# When is the trans service due??



## smkn600ctd (Dec 16, 2013)

When is the trans service due??? Was thinking about it today while it's slow at work. Car is at 44k miles


----------



## Blasirl (Mar 31, 2015)

smkn600ctd said:


> When is the trans service due??? Was thinking about it today while it's slow at work. Car is at 44k miles


From what I understand, the diesel trans has a lifetime fill, but having said that, you might want to check this out: HOW TO: Service "Lifetime Fill" Tranmission fluid for Diesel AW AF-40-6 Transmission


----------



## Aaron/VA (Oct 23, 2016)

I believe its lifetime, but 50k severe service interval. With that being said, I'm going to have mine replaced with amsoil signature series fuel efficient atf. That's seems to be the general consensus here and It meets specs for our transmissions. 

Sent from my SCH-R970 using Tapatalk


----------



## diesel (Jun 8, 2013)

I've changed mine twice now. First time at 124K and second time at 191K, both with Amsoil. Now at 201K and transmission is still performing well.


----------



## KpaxFAQ (Sep 1, 2013)

The general consensus from people with experience with this same tranny in other vehicles is a drain and fill every 30k after the initial change over


----------



## oilburner (Jun 13, 2013)

changed mine at 30,000 miles an it had started to discolor already. amsoil for me an nothing but.


----------



## Aaron/VA (Oct 23, 2016)

I've seen the drain and refill write up, but would it be ok to just do a complete flush on these transmissions?

Sent from my SCH-R970 using Tapatalk


----------



## diesel (Jun 8, 2013)

Aaron/VA said:


> I've seen the drain and refill write up, but would it be ok to just do a complete flush on these transmissions?
> 
> Sent from my SCH-R970 using Tapatalk


I think the prevailing theory on this (some will disagree) is that when a flushing machine is used, it may have residual of some incorrect fluid that might get in there and possibly screw things up. I am not sure of other implications. That being said, I think at least one member here did have a flush done, but I don't think they ever posted long term results, and I can't remember who it was.


----------



## KpaxFAQ (Sep 1, 2013)

Aaron/VA said:


> I've seen the drain and refill write up, but would it be ok to just do a complete flush on these transmissions?
> 
> Sent from my SCH-R970 using Tapatalk


Yes, you could disconnect the cooler lines and turn the engine on and off carefully keeping that what you pump out and add back in


----------



## TDCruze (Sep 26, 2014)

I flowed the "How To" guide as posted above and changed out my own transmission fluid with the proper AmsOil ATF at 36,000mi and my OEM ATF was already getting a bit dark. It seemed to improve my shift response and firmness slightly. 

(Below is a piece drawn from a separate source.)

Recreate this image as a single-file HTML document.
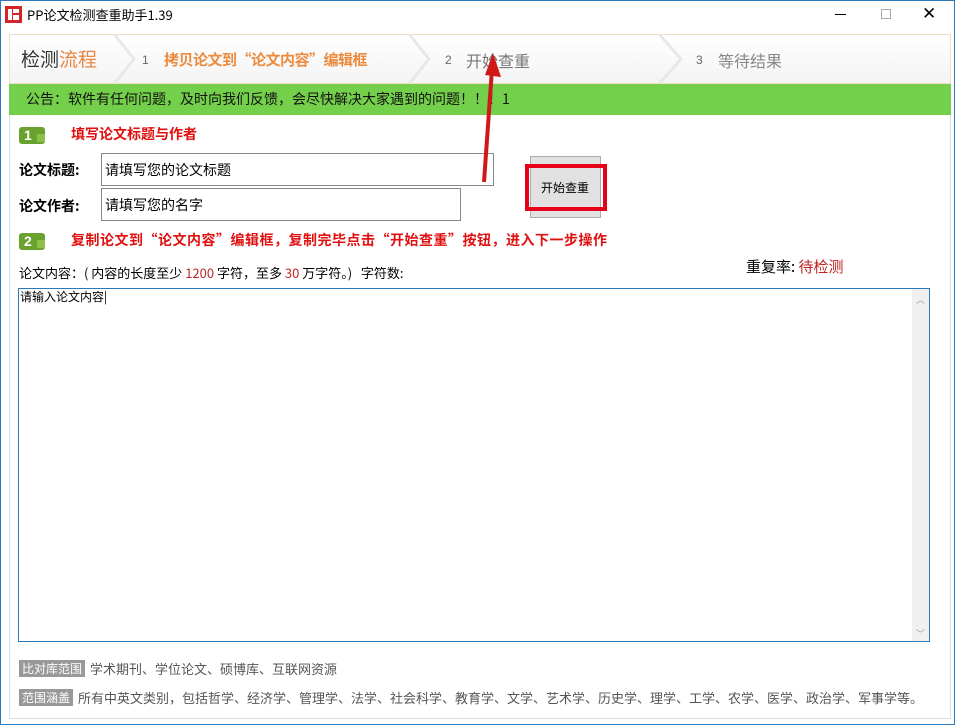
<!DOCTYPE html>
<html><head><meta charset="utf-8"><style>
*{margin:0;padding:0;box-sizing:border-box}
body{width:955px;height:725px;background:#fff;font-family:"Liberation Sans","Noto Sans CJK SC",sans-serif;position:relative;overflow:hidden;border:1px solid #2b79b8}
.a{position:absolute;white-space:nowrap}
.cjk{font-family:"Noto Sans CJK SC","WenQuanYi Zen Hei",sans-serif}
</style></head><body>
<div class="a" style="left:4px;top:5px;width:17px;height:17px;background:#d4262a"></div>
<div class="a" style="left:7px;top:8px;width:4px;height:11px;background:#fff"></div>
<div class="a" style="left:12px;top:8px;width:6px;height:4px;background:#fff"></div>
<div class="a" style="left:12px;top:14px;width:6px;height:5px;background:#fff"></div>
<div class="a cjk" style="left:26px;top:4px;font-size:13px;color:#000">PP论文检测查重助手1.39</div>
<div class="a" style="left:834px;top:13px;width:11px;height:1px;background:#000"></div>
<div class="a" style="left:880px;top:8px;width:10px;height:10px;border:1px solid #aaa"></div>
<div class="a" style="left:921px;top:4px;font-size:17px;color:#000;line-height:18px">✕</div>
<div class="a" style="left:8px;top:33px;width:942px;height:50px;background:linear-gradient(#fff,#f4f4f4);border:1px solid #f2dcc2"></div>
<svg class="a" style="left:8px;top:33px" width="942" height="50">
<path d="M105 0 L125 25 L105 50" fill="none" stroke="#e8e8e8" stroke-width="3"/>
<path d="M400 0 L420 25 L400 50" fill="none" stroke="#e8e8e8" stroke-width="3"/>
<path d="M650 0 L672 25 L650 50" fill="none" stroke="#e8e8e8" stroke-width="3"/>
</svg>
<div class="a cjk" style="left:20px;top:46px;font-size:19px;color:#333;line-height:24px">检测<span style="color:#e9853f">流程</span></div>
<div class="a" style="left:141px;top:52px;font-size:12px;color:#666">1</div>
<div class="a cjk" style="left:163px;top:49px;font-size:15px;color:#ec8a3e;font-weight:bold;line-height:20px;letter-spacing:-0.5px">拷贝论文到“论文内容”编辑框</div>
<div class="a" style="left:444px;top:52px;font-size:12px;color:#666">2</div>
<div class="a cjk" style="left:465px;top:49px;font-size:16px;color:#777;line-height:20px">开始查重</div>
<div class="a" style="left:695px;top:52px;font-size:12px;color:#666">3</div>
<div class="a cjk" style="left:717px;top:49px;font-size:16px;color:#888;line-height:20px">等待结果</div>
<div class="a" style="left:8px;top:83px;width:942px;height:31px;background:#74cf4b"></div>
<div class="a cjk" style="left:25px;top:89px;font-size:14px;color:#111;line-height:18px">公告：软件有任何问题，及时向我们反馈，会尽快解决大家遇到的问题！！！1</div>
<div class="a" style="left:8px;top:114px;width:942px;height:604px;border:1px solid #d6dfe8;border-top:none"></div>
<div class="a" style="left:18px;top:126px;width:26px;height:17px;background:#6aa22e;border-radius:3px;color:#fff;font-weight:bold;font-size:14px;line-height:17px;padding-left:5px">1</div>
<div class="a" style="left:36px;top:133px;width:8px;height:8px;background:#8cc04a"></div>
<div class="a cjk" style="left:70px;top:124px;font-size:14px;color:#e01010;font-weight:bold;line-height:18px">填写论文标题与作者</div>
<div class="a cjk" style="left:18px;top:159px;font-size:14px;font-weight:bold;color:#000">论文标题:</div>
<div class="a" style="left:100px;top:152px;width:393px;height:33px;border:1px solid #888;background:#fff"></div>
<div class="a cjk" style="left:104px;top:159px;font-size:14px;color:#000">请填写您的论文标题</div>
<div class="a cjk" style="left:18px;top:195px;font-size:14px;font-weight:bold;color:#000">论文作者:</div>
<div class="a" style="left:100px;top:187px;width:360px;height:33px;border:1px solid #888;background:#fff"></div>
<div class="a cjk" style="left:104px;top:194px;font-size:14px;color:#000">请填写您的名字</div>
<div class="a" style="left:529px;top:155px;width:71px;height:62px;background:#e1e1e1;border:1px solid #adadad"></div>
<div class="a" style="left:524px;top:163px;width:82px;height:47px;border:4px solid #e6001a"></div>
<div class="a cjk" style="left:540px;top:178px;font-size:12px;color:#000">开始查重</div>
<svg class="a" style="left:470px;top:50px" width="40" height="140">
<path d="M13 131 L21 18" stroke="#d01818" stroke-width="4" fill="none"/>
<path d="M22 2 L30 26 L14 24 Z" fill="#d01818"/>
</svg>
<div class="a" style="left:18px;top:232px;width:26px;height:17px;background:#6aa22e;border-radius:3px;color:#fff;font-weight:bold;font-size:14px;line-height:17px;padding-left:5px">2</div>
<div class="a" style="left:36px;top:239px;width:8px;height:8px;background:#8cc04a"></div>
<div class="a cjk" style="left:70px;top:230px;font-size:14px;color:#e01010;font-weight:bold;line-height:18px;letter-spacing:0.5px">复制论文到“论文内容”编辑框，复制完毕点击“开始查重”按钮，进入下一步操作</div>
<div class="a cjk" style="left:18px;top:264px;font-size:13px;color:#000;line-height:16px">论文内容：( 内容的长度至少 <span style="color:#c02828">1200</span> 字符，至多 <span style="color:#c02828">30</span> 万字符。)&nbsp;&nbsp; 字符数:</div>
<div class="a cjk" style="left:745px;top:257px;font-size:15px;color:#000;line-height:18px">重复率: <span style="color:#c02020">待检测</span></div>
<div class="a" style="left:17px;top:287px;width:912px;height:354px;border:1px solid #2b79b8;background:#fff"></div>
<div class="a" style="left:911px;top:288px;width:17px;height:352px;background:#f0f0f0"></div>
<div class="a" style="left:915px;top:292px;font-size:9px;color:#999">︿</div>
<div class="a" style="left:915px;top:626px;font-size:9px;color:#999">﹀</div>
<div class="a cjk" style="left:19px;top:288px;font-size:12px;color:#000;line-height:15px">请输入论文内容|</div>
<div class="a cjk" style="left:18px;top:659px;width:66px;height:17px;background:#999;color:#fff;font-size:12px;line-height:17px;text-align:center">比对库范围</div>
<div class="a cjk" style="left:89px;top:659px;font-size:13px;color:#555;line-height:17px">学术期刊、学位论文、硕博库、互联网资源</div>
<div class="a cjk" style="left:18px;top:688px;width:54px;height:17px;background:#999;color:#fff;font-size:12px;line-height:17px;text-align:center">范围涵盖</div>
<div class="a cjk" style="left:77px;top:688px;font-size:13px;color:#555;line-height:17px">所有中英文类别，包括哲学、经济学、管理学、法学、社会科学、教育学、文学、艺术学、历史学、理学、工学、农学、医学、政治学、军事学等。</div>
</body></html>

If you are willing to do this yourself I would avoid the flush, if you follow the "how to" it does about as good of a job as a flush anyways. Even with a flush you never get 100% of the old stuff out before refilling. There is always some old stuff left. 

When I did mine, I drained and filled the ~3 qts. of ATF 3 times. The first time it was still fairly dirty, the second time it was still a bit dirty looking, and by the third it looked like I was dumping out a new fluid. So, it worked well.


----------



## money_man (Feb 25, 2014)

How much does the dealer charge to change the atf?


----------



## BrightParrot (Jul 22, 2016)

I had the dealer do the flush to replace the OEM with amsoil. I can't locate the service order right now and I don't remember how much they charged me. I had mine done right before 45K, I was under the impression that was the 1st service interval. The dealer did tell me that the old fluid did look a little, well, bad. I believe the general consensus is that the OEM tranny fluid is junk. I now have about 65K on the car, so far, so good. I'm considering a single drain and fill in about another 5K just to keep up on things, "freshen up" the fluid so to speak. I can't say for certain that the amsoil fluid improved anything as things were good to begin with and I haven't really noticed any difference - shifting and all is just as good as it always was. But I do feel better having a better quality fluid in there.


----------



## jblackburn (Apr 14, 2012)

The factory fill has a corrosion inhibitor in it that makes the fluid look brown, even new.


----------



## XtremeRevolution (Jan 19, 2012)

diesel said:


> I think the prevailing theory on this (some will disagree) is that when a flushing machine is used, it may have residual of some incorrect fluid that might get in there and possibly screw things up. I am not sure of other implications. That being said, I think at least one member here did have a flush done, but I don't think they ever posted long term results, and I can't remember who it was.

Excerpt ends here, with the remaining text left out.